• [Required work]:
In the listing that follows, the range to quote begins at the line that has "Reproduce this screenshot" and ends after the line that has "1, productId: 'prod_PWHqbwBZxB5gr4'"; quote it verbatim and add nothing.

• [Data for this exercise]:
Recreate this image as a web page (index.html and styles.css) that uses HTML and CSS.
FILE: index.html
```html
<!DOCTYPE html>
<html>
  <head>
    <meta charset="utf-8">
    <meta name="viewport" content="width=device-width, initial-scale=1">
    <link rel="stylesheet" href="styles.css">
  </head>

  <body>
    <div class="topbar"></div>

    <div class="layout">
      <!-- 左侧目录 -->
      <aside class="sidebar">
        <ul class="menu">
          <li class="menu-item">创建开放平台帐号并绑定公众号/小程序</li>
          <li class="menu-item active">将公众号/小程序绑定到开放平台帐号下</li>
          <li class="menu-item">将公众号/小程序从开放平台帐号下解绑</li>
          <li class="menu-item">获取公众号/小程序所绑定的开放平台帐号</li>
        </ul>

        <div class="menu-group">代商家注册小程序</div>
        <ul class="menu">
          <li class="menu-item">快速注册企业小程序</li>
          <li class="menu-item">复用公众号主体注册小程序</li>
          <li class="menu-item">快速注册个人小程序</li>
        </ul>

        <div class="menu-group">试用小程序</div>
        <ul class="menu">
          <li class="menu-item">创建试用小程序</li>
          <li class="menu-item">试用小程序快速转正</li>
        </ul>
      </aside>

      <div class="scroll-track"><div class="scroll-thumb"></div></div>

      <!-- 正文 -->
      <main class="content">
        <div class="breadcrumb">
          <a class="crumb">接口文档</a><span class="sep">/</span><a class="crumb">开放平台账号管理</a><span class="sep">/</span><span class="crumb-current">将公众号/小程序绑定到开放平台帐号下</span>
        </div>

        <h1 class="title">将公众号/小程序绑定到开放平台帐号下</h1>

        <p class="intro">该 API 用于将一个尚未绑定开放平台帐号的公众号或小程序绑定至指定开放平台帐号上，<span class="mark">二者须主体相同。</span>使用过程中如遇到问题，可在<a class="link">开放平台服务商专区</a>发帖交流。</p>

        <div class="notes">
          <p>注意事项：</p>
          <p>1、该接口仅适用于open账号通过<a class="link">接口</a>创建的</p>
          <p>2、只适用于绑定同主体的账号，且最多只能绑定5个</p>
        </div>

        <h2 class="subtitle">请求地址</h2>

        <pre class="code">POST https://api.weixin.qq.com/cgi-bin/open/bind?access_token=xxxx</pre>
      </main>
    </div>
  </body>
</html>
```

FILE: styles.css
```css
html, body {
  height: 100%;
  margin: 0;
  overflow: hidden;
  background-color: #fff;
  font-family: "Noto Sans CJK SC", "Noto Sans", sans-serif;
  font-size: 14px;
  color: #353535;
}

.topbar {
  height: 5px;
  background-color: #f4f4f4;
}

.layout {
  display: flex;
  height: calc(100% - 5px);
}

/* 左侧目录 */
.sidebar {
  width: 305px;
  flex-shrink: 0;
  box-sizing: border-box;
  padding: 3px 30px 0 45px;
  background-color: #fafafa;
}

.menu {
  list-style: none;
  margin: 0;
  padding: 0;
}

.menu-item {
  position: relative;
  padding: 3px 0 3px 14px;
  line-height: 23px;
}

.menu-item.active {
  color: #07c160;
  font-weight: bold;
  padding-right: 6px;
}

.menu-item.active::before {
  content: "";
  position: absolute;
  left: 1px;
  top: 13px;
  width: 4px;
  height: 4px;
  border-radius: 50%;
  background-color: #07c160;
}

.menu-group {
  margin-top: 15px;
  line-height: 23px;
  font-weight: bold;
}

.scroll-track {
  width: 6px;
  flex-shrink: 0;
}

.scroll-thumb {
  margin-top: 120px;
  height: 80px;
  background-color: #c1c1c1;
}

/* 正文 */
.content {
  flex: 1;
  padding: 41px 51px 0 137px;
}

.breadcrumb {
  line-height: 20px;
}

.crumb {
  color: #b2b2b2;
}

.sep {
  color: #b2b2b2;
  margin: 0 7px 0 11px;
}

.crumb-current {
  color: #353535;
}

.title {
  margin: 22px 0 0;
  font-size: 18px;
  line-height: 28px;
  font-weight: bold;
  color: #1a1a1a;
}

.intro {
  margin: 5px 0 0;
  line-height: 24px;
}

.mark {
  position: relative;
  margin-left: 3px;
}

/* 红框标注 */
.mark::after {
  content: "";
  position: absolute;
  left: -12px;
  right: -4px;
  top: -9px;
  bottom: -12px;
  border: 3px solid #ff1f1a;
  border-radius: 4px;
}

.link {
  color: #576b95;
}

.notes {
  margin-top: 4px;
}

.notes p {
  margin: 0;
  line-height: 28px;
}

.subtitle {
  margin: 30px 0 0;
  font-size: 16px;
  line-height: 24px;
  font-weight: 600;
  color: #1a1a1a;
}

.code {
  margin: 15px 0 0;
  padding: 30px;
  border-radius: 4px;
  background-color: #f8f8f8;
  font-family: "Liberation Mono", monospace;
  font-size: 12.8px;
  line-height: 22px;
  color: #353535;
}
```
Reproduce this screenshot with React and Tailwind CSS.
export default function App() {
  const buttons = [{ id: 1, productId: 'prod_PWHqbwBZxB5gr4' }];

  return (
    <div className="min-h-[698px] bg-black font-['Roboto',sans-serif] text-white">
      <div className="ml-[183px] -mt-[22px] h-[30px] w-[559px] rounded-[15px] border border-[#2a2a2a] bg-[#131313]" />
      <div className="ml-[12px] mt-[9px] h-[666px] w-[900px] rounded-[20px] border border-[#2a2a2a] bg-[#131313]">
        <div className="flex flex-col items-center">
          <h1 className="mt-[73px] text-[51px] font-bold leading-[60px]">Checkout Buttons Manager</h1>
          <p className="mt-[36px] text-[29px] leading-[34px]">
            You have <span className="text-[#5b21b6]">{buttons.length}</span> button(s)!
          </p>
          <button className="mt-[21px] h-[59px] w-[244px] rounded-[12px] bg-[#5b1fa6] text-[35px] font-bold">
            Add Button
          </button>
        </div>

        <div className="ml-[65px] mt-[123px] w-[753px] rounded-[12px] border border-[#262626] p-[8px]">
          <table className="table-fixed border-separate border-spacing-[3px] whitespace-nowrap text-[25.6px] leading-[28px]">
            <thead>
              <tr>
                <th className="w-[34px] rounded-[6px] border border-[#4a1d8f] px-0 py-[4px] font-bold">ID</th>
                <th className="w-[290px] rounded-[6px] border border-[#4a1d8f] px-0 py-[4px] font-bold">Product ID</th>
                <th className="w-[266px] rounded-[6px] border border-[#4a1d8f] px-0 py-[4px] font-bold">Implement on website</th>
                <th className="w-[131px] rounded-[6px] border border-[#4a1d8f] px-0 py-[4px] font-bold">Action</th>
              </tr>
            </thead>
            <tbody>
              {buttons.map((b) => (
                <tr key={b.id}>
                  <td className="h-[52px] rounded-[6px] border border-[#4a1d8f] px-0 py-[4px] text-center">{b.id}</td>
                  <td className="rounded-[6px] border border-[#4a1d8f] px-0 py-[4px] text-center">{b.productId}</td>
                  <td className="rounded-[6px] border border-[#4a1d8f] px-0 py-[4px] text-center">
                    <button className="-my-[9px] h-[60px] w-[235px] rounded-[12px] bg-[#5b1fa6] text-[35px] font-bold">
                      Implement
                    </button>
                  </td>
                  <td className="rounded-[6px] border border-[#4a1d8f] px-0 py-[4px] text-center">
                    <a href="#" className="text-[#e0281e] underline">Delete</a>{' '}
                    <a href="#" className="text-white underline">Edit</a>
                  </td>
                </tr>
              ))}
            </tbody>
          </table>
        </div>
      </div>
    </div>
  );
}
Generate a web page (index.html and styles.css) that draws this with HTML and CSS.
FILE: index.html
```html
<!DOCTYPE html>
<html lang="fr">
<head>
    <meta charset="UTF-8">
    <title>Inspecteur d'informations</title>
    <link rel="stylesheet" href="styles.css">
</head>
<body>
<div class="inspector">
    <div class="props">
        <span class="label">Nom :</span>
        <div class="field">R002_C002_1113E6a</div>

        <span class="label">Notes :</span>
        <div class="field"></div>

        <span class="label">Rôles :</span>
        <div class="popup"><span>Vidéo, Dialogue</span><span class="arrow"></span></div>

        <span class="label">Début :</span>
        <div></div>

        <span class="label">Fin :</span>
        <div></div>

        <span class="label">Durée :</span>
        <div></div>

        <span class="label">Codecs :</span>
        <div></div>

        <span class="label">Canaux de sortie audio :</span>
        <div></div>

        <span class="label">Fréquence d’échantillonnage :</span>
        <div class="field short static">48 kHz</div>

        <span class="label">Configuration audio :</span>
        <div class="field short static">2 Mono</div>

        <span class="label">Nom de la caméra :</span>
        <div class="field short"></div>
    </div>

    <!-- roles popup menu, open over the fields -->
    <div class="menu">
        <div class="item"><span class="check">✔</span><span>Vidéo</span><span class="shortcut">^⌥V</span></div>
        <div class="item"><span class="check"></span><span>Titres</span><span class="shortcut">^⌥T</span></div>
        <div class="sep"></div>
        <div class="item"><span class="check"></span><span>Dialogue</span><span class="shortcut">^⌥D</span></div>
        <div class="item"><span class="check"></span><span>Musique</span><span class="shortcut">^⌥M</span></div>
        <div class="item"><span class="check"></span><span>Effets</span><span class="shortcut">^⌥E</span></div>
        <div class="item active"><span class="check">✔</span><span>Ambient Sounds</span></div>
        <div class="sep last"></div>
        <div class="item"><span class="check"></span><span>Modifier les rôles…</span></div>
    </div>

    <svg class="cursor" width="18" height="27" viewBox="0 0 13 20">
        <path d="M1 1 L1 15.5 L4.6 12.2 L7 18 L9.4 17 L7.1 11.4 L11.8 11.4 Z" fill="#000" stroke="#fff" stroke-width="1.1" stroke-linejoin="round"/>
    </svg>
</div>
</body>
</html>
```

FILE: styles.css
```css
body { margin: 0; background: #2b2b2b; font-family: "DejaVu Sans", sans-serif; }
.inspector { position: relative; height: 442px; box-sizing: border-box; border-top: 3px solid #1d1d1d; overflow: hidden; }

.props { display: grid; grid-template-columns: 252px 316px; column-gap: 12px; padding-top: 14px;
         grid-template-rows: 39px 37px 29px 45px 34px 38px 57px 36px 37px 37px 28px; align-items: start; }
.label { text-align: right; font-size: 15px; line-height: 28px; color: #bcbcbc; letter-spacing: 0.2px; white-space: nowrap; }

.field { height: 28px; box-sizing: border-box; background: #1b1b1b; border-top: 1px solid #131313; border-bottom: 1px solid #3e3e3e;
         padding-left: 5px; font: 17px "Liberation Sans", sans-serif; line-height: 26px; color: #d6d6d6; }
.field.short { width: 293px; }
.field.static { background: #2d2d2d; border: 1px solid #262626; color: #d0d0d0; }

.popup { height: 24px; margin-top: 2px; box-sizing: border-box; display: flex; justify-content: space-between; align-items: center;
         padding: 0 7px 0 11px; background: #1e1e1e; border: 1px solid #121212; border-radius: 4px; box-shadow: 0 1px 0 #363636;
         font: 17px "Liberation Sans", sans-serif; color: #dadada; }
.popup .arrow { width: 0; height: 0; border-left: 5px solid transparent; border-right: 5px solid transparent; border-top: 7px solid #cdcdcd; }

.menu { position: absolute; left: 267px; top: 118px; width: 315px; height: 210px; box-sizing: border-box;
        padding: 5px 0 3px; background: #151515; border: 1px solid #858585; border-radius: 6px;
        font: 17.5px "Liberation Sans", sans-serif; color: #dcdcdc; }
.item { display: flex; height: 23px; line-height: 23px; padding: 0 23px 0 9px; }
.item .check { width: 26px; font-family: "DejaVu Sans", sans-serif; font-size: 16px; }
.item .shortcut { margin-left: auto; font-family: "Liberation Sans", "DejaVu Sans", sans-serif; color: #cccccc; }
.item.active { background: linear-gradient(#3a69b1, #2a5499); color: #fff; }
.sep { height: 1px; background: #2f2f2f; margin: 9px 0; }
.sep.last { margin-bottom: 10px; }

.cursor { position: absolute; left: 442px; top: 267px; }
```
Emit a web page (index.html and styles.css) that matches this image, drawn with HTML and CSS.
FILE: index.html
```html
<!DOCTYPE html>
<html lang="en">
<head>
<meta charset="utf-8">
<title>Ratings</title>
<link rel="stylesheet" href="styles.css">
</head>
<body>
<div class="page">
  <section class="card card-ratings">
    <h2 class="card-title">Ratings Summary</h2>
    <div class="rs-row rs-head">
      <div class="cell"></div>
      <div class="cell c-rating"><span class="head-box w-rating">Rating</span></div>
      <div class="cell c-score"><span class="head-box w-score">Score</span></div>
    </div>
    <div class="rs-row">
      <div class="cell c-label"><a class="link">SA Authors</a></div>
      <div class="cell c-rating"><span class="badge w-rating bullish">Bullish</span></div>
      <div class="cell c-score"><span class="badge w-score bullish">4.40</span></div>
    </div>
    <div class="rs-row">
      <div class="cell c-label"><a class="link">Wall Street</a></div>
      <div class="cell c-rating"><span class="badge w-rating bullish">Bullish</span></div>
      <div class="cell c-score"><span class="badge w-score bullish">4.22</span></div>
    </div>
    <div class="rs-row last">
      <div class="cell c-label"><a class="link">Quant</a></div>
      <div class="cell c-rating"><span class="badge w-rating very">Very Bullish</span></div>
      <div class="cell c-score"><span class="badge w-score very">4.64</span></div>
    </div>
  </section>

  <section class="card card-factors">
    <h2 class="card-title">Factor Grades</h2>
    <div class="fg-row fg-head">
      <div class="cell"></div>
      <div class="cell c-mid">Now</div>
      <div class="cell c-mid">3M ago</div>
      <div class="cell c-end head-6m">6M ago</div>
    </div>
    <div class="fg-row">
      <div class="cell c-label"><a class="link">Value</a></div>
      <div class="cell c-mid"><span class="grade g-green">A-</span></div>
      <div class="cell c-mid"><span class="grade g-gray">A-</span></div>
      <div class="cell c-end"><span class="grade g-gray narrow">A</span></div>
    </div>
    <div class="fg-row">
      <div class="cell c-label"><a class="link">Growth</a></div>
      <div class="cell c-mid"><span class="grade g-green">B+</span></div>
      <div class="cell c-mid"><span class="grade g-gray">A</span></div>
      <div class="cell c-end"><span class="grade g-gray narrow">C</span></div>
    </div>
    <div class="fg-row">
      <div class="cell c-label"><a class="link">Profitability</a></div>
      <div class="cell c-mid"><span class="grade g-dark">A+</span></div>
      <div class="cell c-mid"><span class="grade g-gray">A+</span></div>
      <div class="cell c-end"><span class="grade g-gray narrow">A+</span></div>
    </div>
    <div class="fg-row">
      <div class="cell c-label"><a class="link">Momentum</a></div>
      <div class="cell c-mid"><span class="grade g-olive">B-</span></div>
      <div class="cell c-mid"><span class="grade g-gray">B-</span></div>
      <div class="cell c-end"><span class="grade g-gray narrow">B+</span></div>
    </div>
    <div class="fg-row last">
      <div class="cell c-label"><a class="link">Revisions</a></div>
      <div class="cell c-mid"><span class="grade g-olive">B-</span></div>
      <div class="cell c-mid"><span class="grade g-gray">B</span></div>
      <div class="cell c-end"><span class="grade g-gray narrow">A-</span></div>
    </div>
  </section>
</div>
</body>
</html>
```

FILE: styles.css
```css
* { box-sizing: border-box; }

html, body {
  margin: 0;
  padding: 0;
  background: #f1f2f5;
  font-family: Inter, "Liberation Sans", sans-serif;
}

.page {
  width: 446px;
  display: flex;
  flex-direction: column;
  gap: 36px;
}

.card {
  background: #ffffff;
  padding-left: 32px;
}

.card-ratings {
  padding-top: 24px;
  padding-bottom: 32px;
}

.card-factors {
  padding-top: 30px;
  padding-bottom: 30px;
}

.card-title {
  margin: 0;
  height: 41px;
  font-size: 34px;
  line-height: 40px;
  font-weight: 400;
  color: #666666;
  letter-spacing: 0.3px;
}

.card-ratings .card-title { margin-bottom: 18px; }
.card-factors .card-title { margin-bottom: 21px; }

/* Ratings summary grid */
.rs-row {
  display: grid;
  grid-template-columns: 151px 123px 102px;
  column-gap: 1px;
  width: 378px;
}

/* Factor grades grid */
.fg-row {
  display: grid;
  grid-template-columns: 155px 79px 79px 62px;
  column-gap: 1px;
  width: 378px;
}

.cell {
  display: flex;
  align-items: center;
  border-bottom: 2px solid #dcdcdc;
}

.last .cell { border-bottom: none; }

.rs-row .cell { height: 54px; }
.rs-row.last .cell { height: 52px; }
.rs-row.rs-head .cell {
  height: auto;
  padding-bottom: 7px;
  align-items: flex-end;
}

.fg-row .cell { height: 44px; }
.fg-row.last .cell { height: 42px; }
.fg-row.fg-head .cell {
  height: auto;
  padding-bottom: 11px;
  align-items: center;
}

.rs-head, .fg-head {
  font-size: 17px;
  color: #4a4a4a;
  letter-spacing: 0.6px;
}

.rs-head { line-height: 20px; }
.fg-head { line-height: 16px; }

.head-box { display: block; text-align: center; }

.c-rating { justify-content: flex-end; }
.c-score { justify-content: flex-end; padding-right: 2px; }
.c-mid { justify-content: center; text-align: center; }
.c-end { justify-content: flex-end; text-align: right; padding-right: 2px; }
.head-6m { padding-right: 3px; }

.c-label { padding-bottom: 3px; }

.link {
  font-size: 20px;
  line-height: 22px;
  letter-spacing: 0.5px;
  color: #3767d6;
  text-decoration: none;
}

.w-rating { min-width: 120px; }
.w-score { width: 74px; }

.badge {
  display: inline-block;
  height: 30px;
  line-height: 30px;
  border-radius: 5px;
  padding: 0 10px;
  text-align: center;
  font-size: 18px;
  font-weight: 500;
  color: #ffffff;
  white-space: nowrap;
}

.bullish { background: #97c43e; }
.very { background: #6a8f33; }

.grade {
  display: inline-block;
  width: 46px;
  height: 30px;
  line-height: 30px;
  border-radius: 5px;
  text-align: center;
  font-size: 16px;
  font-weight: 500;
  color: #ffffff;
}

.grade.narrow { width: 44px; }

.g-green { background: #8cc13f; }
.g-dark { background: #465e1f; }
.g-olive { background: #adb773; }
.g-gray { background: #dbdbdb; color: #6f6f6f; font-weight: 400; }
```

• [In response]:
Reproduce this screenshot with React and Tailwind CSS.
export default function App() {
  const buttons = [{ id: 1, productId: 'prod_PWHqbwBZxB5gr4' }];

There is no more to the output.